The fact that most harness fighting techniques involve thrusting and violent grappling actions is also daunting. Still, several members of the ARMA, Virginia Beach study group have for several years had a keen interest in trying to recreate the type of harness fighting we see in the “fechtbuchs”.

Not the hack and bash type of display commonly seen at Renn faires, or the armoured stick fighting practiced by some medieval reenacting groups, but something more like what might have really been seen in 15th century Europe. We knew from our examination of the “fechtbuchs” that real armoured fighting of the period was efficient, effective and brutal.

Certain tactical basics became apparent early on. The edge of the sword, for example, is relatively useless against plate armour. Most source texts show no edge blows at all. Rather, armoured sword fighting is all about putting the point into a relatively unprotected area.

In order to thrust effectively and accurately to these relatively small targets such as the face, armpit, inside of the elbow, and other areas which are not covered by plate armour, and defend them, half-swording is the predominant technique. 

Half-swording, with a firm grip closer to the point, gives one the thrusting accuracy to hit these relatively small areas.
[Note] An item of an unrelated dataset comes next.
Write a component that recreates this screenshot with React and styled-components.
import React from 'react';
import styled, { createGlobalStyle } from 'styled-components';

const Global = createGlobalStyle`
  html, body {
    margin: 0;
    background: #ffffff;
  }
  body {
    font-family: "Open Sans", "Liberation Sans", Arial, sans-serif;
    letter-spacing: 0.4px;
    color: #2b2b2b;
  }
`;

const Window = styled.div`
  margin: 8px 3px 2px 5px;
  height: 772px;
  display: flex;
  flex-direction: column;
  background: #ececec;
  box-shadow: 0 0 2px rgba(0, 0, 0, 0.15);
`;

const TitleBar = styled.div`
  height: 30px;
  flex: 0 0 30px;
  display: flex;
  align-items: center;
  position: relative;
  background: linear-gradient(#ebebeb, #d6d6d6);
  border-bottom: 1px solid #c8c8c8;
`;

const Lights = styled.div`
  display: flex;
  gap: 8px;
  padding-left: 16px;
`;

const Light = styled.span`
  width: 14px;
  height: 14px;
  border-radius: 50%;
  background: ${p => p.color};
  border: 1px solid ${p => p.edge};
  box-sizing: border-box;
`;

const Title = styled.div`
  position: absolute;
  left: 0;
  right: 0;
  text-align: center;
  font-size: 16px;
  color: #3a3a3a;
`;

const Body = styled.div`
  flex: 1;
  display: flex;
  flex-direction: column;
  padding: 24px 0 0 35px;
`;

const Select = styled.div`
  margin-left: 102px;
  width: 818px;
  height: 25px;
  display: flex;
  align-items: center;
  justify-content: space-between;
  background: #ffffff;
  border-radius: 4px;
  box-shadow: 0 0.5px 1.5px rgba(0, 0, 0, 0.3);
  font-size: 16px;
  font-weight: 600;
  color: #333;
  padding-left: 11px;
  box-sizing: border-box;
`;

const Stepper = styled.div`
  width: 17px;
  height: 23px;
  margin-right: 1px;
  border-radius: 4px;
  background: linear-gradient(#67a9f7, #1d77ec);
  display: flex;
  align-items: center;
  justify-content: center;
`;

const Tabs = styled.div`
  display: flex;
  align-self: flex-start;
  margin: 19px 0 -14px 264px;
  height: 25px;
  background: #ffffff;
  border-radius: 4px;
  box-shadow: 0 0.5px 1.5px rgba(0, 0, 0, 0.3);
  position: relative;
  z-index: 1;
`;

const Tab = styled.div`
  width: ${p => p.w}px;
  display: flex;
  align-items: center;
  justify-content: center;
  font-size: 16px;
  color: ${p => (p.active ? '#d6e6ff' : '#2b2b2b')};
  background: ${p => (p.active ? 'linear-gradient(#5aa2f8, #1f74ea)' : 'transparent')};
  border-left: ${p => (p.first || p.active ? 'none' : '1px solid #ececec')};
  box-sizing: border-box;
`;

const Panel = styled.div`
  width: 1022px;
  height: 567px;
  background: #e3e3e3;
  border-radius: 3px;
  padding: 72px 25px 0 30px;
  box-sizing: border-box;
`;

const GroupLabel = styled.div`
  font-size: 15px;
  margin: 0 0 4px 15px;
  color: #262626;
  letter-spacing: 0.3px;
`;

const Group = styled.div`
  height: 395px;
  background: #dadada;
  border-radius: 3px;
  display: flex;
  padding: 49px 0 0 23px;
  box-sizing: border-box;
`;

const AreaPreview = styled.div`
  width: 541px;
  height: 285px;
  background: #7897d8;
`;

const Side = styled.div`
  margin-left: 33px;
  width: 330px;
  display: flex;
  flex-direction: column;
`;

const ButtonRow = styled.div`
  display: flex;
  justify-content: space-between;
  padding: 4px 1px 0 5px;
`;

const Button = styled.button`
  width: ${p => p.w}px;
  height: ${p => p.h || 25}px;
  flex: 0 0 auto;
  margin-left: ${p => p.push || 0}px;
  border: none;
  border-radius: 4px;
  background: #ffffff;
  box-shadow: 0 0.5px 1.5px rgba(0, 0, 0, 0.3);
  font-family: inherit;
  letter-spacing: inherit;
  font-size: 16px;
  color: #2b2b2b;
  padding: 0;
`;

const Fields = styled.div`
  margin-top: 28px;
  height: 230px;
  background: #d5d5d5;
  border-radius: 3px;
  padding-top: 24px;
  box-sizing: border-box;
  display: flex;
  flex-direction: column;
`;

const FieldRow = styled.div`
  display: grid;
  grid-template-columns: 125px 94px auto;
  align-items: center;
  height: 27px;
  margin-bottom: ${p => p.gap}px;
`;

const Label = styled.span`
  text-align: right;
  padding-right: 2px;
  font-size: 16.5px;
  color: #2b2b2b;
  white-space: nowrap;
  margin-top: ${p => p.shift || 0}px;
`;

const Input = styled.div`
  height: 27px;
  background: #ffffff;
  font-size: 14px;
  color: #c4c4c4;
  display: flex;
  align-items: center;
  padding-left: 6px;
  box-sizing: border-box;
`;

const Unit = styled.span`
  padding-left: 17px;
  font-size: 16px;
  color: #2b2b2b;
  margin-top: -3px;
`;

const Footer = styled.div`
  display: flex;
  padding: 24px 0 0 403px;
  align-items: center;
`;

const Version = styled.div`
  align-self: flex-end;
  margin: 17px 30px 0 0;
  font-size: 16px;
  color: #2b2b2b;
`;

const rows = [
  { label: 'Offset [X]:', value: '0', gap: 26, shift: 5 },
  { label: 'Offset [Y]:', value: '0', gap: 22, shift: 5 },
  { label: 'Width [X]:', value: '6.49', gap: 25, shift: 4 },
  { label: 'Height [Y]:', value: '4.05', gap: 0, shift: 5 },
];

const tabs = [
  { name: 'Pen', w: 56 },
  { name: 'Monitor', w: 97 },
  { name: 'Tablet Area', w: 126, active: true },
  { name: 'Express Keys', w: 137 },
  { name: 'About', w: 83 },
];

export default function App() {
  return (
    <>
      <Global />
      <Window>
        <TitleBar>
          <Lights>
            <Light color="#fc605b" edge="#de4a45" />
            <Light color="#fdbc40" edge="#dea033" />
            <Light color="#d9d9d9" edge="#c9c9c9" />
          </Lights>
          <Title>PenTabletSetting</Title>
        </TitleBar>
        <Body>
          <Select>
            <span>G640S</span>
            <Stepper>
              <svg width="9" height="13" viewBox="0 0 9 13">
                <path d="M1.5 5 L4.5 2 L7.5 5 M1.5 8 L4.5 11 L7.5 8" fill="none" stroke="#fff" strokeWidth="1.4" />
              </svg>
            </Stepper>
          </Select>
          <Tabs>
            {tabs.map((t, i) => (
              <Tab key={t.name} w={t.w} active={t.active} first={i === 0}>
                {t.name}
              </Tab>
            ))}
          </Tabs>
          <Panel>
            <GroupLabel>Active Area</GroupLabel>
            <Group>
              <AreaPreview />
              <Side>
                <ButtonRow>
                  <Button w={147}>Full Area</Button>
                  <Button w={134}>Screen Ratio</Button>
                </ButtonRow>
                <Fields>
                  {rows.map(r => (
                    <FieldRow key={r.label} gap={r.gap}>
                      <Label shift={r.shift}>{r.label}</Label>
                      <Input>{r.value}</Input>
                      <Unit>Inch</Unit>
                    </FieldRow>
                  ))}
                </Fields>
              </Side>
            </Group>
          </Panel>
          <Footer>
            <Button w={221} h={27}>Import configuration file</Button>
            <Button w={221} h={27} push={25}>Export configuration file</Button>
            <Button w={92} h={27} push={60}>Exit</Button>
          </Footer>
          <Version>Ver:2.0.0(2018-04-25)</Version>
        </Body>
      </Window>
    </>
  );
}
It also enables one to thrust with power and body weight behind the attack, often necessary in order to penetrate the maille and padded garments between the plate defenses.
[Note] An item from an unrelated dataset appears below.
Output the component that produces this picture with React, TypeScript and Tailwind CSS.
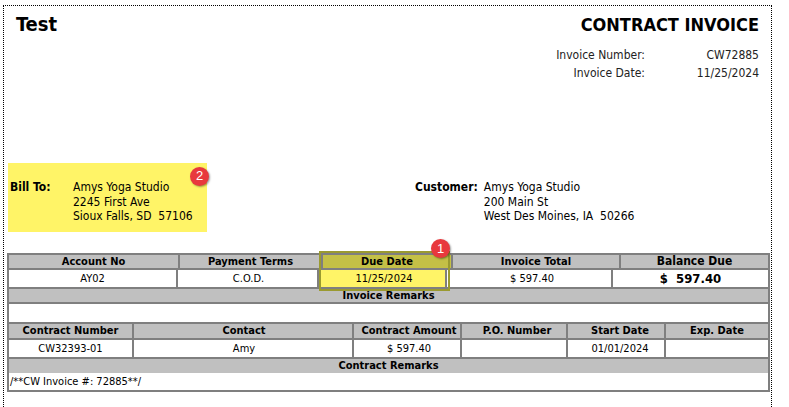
import React from "react";

const F = { fontFamily: "Tahoma, 'DejaVu Sans Condensed', 'Liberation Sans', sans-serif" };

function Badge({ n }: { n: string }) {
  return (
    <div className="absolute w-[19px] h-[19px] rounded-full bg-[#e8383d] text-white text-[13px] flex items-center justify-center shadow-[1px_1px_2px_rgba(0,0,0,0.4)]" style={{ fontFamily: "'Liberation Sans', sans-serif" }}>
      {n}
    </div>
  );
}

const H = "bg-[#c0c0c0] font-bold text-center border-2 border-[#7f7f7f]";
const D = "bg-white text-center border-2 border-[#7f7f7f]";

export default function App() {
  return (
    <div className="w-[789px] h-[407px] bg-white overflow-hidden text-[11px] text-black" style={F}>
      <div className="relative ml-[3px] mt-[5px] w-[769px] h-[410px] border-l border-t border-r border-dotted border-black">
        {/* header */}
        <div className="flex justify-between pl-[12px] pr-[12px] pt-[4px]">
          <div className="text-[20px] font-bold leading-[28px]">Test</div>
          <div className="flex flex-col items-end">
            <div className="text-[18px] font-bold leading-[26px] pt-[2px]">CONTRACT INVOICE</div>
            <div className="grid grid-cols-[auto_114px] mt-[8px] leading-[18px] text-[12px] text-[#222]">
              <div className="text-right">Invoice Number:</div><div className="text-right">CW72885</div>
              <div className="text-right">Invoice Date:</div><div className="text-right">11/25/2024</div>
            </div>
          </div>
        </div>
        {/* addresses */}
        <div className="relative flex mt-[81px] h-[69px] text-[12px]">
          <div className="relative ml-[4px] w-[199px] h-[69px] bg-[#fff467] flex pt-[17px] leading-[14.5px]">
            <div className="w-[65px] pl-[2px] font-bold">Bill To:</div>
            <div>Amys Yoga Studio<br />2245 First Ave<br />Sioux Falls, SD&nbsp;&nbsp;57106</div>
            <div className="absolute left-[182px] top-[4px]"><Badge n="2" /></div>
          </div>
          <div className="flex ml-[208px] pt-[17px] leading-[14.5px]">
            <div className="font-bold pr-[6px]">Customer:</div>
            <div>Amys Yoga Studio<br />200 Main St<br />West Des Moines, IA&nbsp;&nbsp;50266</div>
          </div>
        </div>
        {/* table 1 */}
        <div className="relative ml-[3px] mt-[21px] w-[763px]">
          <div className="grid grid-cols-[171px_143px_130px_168px_151px] -space-x-[2px]">
            <div className={`${H} h-[17px] leading-[13px]`}>Account No</div>
            <div className={`${H} h-[17px] leading-[13px]`}>Payment Terms</div>
            <div className={`bg-[#c4c046] font-bold text-center border-2 border-[#7f7f7f] h-[17px] leading-[13px]`}>Due Date</div>
            <div className={`${H} h-[17px] leading-[13px]`}>Invoice Total</div>
            <div className={`${H} h-[17px] leading-[13px] text-[12px]`}>Balance Due</div>
          </div>
          <div className="grid grid-cols-[171px_143px_130px_168px_151px] -mt-[2px]">
            <div className={`${D} h-[21px] leading-[17px]`}>AY02</div>
            <div className={`${D} h-[21px] leading-[17px] -ml-[2px]`}>C.O.D.</div>
            <div className={`bg-[#fff467] text-center border-2 border-[#7f7f7f] h-[21px] leading-[17px] -ml-[4px]`}>11/25/2024</div>
            <div className={`${D} h-[21px] leading-[17px] -ml-[6px]`}>$ 597.40</div>
            <div className={`${D} h-[21px] leading-[17px] -ml-[8px] font-bold text-[13px]`}>$&nbsp;&nbsp;597.40</div>
          </div>
          <div className={`${H} h-[17px] leading-[13px] -mt-[2px]`}>Invoice Remarks</div>
          <div className="h-[18px] bg-white border-x-2 border-[#7f7f7f]"></div>
          <div className="absolute left-[312px] top-[-2px] w-[131px] h-[40px] border-2 border-[#9a9a30]"></div>
          <div className="absolute left-[424px] top-[-14px]"><Badge n="1" /></div>
          {/* table 2 */}
          <div className="grid grid-cols-[127px_222px_110px_108px_100px_96px]">
            {["Contract Number", "Contact", "Contract Amount", "P.O. Number", "Start Date", "Exp. Date"].map((t, i) => (
              <div key={t} className={`${H} h-[18px] leading-[14px]`} style={{ marginLeft: i ? -2 * i : 0 }}>{t}</div>
            ))}
          </div>
          <div className="grid grid-cols-[127px_222px_110px_108px_100px_96px] -mt-[2px]">
            {["CW32393-01", "Amy", "$ 597.40", "", "01/01/2024", ""].map((t, i) => (
              <div key={i} className={`${D} h-[21px] leading-[17px]`} style={{ marginLeft: i ? -2 * i : 0 }}>{t}</div>
            ))}
          </div>
          <div className={`${H} h-[18px] leading-[14px] -mt-[2px]`}>Contract Remarks</div>
          <div className="h-[19px] bg-white border-x-2 border-b-2 border-[#7f7f7f] -mt-[2px] pt-[2px] pl-[1px] leading-[14px]">/**CW Invoice #: 72885**/</div>
        </div>
      </div>
    </div>
  );
}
Grappling moves such as trips and throws are an essential element as well. Levering with the sword, arm and wrist locks, even kicks and hand strikes are all useful techniques against an armoured man. It is often necessary to throw your opponent to the ground and perhaps hold him there in order to make an opening for your finishing move.

The more we studied the source texts, the more we realized that the only way to really learn how to fight in armour was to armour up and try to duplicate what we saw in the source texts. We have studied and experimented with several sources and many techniques but in this article, we will focus on what we have learned in our exploration of the armoured longsword techniques from Fiore Dei Liberi’s Flos Duellatorum.